- [Given instruction]:
Reproduce precisely the lines of the listing below, starting with the line that contains "Give me the" and stopping after the line that contains "Star, Trash2, X"; include nothing else.

- [Listed records]:
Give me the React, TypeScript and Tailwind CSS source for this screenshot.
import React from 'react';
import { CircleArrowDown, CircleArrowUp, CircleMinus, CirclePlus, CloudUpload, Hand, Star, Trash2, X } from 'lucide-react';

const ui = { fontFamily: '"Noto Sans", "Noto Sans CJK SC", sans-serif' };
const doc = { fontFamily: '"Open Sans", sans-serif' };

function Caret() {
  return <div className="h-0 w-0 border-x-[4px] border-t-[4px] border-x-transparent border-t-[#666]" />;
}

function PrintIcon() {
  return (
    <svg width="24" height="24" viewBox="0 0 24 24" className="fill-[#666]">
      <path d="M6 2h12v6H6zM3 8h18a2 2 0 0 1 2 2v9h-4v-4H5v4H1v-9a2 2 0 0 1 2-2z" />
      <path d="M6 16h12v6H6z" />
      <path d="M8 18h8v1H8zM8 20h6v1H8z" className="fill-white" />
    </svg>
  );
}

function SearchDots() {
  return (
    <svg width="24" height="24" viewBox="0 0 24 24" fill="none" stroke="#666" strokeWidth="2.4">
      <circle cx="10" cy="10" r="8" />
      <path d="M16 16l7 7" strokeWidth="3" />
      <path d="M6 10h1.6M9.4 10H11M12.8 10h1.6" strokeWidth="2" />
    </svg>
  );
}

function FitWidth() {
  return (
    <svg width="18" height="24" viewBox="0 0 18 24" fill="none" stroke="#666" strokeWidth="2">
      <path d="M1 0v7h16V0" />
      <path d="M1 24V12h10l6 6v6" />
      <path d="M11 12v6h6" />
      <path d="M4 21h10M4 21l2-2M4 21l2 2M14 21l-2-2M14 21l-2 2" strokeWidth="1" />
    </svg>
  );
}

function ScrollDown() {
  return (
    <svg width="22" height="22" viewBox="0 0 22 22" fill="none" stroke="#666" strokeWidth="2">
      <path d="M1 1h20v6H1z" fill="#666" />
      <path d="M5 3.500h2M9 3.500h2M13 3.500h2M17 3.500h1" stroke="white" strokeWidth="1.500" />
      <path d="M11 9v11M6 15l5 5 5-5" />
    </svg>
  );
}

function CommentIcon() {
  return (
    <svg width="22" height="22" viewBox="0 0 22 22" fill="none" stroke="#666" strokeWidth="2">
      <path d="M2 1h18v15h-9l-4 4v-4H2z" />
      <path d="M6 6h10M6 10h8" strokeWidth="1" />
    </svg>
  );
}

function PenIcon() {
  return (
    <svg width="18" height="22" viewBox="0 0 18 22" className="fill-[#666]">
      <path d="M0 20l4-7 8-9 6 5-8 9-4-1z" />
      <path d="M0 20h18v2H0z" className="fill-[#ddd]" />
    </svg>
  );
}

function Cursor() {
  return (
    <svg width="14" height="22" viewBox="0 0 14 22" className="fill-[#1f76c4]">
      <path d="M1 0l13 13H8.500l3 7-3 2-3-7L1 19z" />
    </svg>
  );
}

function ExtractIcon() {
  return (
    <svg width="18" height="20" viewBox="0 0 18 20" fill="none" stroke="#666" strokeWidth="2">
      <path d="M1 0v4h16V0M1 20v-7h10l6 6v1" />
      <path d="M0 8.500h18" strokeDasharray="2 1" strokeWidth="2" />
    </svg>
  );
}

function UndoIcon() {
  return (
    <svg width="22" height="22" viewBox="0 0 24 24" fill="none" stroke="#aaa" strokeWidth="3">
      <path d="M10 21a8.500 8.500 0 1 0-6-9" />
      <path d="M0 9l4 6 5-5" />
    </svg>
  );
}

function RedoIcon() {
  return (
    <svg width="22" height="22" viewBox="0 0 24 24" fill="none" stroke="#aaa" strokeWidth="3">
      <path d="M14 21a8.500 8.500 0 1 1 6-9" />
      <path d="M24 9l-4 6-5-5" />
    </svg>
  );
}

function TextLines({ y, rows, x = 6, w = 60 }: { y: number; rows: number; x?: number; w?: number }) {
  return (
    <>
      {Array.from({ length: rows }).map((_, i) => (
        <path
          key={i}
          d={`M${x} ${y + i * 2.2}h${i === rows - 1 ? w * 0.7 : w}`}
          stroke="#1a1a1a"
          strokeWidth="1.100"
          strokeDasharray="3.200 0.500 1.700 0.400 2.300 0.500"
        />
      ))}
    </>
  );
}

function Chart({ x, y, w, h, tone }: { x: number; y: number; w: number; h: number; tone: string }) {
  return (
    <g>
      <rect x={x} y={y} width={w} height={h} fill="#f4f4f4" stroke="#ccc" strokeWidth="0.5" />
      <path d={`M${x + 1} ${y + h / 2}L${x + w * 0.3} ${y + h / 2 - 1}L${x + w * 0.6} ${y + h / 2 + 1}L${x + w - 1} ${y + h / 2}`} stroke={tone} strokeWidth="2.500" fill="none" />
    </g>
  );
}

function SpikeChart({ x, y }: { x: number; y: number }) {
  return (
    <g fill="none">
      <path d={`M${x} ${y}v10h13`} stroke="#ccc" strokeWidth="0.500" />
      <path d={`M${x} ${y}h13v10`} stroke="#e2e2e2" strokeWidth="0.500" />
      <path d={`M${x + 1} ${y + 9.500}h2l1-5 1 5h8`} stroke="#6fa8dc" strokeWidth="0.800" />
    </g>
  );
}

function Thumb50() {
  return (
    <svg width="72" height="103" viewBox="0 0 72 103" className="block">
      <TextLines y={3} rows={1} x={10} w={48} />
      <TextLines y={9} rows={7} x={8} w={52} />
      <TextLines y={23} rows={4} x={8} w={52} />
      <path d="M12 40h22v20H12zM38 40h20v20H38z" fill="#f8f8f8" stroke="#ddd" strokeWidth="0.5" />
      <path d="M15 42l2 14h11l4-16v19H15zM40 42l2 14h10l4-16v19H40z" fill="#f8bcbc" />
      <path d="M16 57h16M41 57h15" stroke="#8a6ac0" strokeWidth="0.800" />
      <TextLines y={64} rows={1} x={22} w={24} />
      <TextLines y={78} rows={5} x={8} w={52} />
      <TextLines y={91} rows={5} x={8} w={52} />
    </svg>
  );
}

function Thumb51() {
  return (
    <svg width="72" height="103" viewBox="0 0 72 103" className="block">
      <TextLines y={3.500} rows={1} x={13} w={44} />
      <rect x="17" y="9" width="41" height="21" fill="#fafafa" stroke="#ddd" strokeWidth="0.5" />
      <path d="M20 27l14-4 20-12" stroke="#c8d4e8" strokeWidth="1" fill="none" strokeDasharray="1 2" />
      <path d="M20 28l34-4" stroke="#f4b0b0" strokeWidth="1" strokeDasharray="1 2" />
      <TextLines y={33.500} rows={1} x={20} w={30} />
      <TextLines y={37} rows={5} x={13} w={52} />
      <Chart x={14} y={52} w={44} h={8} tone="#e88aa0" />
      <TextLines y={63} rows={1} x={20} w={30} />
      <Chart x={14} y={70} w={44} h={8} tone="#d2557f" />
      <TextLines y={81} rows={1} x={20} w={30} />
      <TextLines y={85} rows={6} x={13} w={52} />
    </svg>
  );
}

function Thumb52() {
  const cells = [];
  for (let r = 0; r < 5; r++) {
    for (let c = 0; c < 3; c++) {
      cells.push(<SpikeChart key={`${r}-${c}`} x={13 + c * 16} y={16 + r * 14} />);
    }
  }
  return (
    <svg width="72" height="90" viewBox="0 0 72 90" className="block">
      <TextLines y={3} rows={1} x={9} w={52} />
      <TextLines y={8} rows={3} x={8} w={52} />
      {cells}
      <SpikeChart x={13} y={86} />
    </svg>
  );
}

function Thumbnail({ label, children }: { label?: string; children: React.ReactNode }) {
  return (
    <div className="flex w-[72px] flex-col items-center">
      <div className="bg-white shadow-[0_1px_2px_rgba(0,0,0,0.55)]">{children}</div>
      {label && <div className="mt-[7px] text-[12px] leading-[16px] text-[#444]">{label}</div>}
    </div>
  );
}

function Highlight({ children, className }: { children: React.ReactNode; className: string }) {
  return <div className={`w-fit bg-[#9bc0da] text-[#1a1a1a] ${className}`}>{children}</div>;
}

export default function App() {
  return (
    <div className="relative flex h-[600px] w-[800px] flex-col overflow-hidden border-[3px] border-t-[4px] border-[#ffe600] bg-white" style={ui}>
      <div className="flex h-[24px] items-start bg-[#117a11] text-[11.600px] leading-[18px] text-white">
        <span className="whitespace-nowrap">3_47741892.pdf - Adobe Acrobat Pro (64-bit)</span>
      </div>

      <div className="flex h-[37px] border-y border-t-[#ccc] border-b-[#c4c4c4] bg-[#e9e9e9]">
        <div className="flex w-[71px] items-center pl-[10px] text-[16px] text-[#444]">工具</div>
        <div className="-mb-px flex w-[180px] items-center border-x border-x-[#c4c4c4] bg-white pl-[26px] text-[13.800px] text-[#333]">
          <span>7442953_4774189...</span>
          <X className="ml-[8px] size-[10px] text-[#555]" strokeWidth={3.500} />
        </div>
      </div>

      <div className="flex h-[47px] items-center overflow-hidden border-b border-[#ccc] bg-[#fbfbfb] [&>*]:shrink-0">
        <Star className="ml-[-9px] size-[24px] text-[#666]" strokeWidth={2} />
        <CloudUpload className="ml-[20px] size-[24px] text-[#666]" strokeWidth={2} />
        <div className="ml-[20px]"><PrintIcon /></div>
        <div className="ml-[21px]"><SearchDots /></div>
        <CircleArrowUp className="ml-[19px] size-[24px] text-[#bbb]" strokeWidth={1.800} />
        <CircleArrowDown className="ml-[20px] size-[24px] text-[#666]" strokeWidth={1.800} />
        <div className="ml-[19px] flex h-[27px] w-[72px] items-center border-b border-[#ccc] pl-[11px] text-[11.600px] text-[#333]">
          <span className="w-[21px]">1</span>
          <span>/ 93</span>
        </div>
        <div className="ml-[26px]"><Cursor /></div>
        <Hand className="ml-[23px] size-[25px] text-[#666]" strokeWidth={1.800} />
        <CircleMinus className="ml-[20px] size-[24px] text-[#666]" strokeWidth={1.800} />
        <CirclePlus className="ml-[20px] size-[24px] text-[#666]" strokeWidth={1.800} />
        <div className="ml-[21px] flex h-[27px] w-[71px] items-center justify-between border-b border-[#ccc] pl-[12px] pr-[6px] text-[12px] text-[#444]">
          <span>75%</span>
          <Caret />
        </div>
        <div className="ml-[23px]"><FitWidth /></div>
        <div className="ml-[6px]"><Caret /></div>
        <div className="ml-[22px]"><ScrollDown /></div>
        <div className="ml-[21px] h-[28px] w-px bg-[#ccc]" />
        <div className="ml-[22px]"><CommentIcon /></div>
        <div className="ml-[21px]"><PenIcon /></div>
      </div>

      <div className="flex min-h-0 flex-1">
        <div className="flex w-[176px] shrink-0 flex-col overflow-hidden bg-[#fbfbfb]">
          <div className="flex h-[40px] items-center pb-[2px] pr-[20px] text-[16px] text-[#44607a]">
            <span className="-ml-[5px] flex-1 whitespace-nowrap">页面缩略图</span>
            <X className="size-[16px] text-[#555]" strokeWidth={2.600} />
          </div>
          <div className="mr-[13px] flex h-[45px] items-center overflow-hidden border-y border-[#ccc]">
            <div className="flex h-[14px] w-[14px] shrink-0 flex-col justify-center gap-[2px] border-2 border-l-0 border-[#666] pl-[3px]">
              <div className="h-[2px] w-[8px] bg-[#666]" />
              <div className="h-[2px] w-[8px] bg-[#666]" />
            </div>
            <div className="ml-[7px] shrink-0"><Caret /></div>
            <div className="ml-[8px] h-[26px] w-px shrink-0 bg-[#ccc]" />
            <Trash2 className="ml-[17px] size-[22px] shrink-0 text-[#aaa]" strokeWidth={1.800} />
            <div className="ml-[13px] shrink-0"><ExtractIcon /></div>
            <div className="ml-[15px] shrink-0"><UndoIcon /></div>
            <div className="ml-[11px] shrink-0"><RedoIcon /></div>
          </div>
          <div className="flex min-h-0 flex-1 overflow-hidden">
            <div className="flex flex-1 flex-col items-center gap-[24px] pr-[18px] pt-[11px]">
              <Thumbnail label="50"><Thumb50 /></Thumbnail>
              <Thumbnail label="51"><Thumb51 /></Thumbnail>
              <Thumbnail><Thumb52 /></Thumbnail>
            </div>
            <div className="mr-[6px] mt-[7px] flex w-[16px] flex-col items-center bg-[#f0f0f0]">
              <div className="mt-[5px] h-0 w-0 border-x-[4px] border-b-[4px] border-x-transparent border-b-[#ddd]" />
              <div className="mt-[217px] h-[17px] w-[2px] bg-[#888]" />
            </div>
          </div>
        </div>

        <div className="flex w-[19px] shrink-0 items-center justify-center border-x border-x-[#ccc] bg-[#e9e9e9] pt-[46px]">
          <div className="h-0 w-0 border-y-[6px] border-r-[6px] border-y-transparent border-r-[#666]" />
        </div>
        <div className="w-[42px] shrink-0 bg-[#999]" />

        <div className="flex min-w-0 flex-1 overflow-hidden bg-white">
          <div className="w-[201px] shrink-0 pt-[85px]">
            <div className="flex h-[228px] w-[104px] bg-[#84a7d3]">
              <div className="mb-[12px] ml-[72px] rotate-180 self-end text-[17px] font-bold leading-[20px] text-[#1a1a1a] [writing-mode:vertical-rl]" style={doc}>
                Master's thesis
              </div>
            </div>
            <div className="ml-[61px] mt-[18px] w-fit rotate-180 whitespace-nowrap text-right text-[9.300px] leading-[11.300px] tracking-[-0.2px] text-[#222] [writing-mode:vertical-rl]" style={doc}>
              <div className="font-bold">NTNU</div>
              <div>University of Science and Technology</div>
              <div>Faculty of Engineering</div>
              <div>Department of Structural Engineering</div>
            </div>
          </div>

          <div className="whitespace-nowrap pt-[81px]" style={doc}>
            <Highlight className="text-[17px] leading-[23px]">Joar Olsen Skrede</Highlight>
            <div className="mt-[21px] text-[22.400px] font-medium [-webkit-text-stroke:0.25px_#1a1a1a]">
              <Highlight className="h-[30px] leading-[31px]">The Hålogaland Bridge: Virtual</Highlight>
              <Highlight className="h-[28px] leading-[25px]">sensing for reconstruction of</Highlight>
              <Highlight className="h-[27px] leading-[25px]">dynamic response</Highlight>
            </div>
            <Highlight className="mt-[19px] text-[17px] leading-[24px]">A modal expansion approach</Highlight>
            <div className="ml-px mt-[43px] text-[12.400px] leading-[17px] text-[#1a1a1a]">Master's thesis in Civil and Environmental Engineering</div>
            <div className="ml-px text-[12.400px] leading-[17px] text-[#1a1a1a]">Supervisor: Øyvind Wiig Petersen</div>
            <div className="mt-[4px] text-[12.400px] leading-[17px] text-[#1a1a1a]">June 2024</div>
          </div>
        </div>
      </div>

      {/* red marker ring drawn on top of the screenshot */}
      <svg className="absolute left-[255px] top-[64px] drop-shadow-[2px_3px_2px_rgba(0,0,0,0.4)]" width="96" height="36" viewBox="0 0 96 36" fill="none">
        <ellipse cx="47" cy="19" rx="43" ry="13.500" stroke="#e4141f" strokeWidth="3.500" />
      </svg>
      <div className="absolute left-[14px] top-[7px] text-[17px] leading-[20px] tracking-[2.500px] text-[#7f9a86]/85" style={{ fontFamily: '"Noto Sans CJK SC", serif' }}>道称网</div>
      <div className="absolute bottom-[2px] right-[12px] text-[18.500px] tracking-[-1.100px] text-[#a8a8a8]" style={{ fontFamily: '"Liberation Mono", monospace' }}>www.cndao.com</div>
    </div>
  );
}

* * *

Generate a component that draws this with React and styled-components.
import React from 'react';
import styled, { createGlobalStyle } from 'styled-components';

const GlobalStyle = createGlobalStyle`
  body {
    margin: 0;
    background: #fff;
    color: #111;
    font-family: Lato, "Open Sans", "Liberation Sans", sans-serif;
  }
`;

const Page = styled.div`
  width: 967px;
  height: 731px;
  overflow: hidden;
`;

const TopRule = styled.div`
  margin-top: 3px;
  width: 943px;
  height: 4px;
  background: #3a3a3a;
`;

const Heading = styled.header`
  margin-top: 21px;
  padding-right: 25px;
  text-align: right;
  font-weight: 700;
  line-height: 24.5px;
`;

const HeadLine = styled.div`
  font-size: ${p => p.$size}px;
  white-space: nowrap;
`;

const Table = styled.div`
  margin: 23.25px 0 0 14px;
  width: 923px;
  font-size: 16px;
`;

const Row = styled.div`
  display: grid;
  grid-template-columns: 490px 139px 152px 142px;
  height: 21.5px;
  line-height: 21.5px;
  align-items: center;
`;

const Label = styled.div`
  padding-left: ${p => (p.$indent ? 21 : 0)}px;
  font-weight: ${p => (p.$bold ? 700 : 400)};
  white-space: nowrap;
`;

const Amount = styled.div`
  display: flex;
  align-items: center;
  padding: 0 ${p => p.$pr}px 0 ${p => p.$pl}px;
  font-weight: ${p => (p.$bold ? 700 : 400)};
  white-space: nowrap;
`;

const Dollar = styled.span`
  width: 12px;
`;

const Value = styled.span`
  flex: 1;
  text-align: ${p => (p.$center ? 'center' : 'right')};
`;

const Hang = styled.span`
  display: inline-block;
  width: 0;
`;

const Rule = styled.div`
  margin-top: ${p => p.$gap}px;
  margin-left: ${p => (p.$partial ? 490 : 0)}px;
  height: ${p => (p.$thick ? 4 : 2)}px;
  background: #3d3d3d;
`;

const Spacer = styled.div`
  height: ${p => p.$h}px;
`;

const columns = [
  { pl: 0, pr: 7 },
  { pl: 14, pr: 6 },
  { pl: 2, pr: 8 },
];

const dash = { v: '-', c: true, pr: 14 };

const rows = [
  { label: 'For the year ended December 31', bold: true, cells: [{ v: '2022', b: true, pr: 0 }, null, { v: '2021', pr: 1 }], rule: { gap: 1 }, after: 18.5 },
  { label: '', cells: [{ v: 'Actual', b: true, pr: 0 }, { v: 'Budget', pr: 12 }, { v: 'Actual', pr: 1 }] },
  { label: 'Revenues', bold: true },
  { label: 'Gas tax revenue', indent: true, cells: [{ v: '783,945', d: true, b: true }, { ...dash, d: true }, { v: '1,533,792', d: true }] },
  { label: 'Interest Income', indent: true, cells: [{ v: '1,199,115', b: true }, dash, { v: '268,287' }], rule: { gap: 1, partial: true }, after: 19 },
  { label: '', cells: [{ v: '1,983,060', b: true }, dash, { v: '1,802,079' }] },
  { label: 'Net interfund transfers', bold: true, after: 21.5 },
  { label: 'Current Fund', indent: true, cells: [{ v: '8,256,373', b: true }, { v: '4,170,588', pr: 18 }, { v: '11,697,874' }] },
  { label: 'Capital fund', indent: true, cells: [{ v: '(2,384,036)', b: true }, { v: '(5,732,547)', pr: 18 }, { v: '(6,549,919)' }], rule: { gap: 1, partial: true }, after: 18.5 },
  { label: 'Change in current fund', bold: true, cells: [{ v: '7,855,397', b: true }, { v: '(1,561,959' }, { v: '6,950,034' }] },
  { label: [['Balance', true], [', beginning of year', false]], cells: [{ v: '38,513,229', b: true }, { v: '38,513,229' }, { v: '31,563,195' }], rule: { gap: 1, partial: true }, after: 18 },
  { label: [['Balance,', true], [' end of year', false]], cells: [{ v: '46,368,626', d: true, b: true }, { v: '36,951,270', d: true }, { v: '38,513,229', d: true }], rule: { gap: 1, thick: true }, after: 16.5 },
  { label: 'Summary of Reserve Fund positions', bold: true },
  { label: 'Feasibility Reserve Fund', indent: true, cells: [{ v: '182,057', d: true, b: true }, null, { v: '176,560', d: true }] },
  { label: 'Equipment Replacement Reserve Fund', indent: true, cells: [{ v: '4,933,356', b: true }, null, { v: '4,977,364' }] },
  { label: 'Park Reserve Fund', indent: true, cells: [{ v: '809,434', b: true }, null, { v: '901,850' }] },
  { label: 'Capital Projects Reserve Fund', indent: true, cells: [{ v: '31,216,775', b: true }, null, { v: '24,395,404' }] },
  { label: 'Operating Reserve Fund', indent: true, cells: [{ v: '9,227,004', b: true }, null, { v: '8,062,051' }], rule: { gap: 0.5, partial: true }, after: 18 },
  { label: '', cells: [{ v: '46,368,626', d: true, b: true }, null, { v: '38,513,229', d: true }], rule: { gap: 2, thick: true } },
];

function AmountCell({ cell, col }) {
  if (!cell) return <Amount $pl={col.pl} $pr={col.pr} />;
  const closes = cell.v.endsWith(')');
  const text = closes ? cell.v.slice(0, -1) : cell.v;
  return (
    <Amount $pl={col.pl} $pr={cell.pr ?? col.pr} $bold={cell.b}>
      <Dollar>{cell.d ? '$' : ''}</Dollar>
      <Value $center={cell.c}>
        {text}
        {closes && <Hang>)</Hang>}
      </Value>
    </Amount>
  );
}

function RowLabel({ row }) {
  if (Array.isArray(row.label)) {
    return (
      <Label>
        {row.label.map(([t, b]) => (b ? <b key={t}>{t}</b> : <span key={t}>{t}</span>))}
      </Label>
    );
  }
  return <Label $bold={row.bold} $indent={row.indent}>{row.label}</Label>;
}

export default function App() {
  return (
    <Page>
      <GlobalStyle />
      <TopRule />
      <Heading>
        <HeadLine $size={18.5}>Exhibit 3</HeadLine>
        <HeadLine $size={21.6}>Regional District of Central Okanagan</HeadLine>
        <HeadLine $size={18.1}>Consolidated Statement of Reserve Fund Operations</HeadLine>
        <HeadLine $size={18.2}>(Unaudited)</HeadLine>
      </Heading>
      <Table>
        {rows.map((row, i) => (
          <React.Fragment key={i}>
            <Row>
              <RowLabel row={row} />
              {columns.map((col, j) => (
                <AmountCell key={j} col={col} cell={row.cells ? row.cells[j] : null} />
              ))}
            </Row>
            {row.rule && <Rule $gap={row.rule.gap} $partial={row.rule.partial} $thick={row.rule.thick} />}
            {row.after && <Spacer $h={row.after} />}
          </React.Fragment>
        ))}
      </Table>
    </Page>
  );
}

- [Output]:
Give me the React, TypeScript and Tailwind CSS source for this screenshot.
import React from 'react';
import { CircleArrowDown, CircleArrowUp, CircleMinus, CirclePlus, CloudUpload, Hand, Star, Trash2, X } from 'lucide-react';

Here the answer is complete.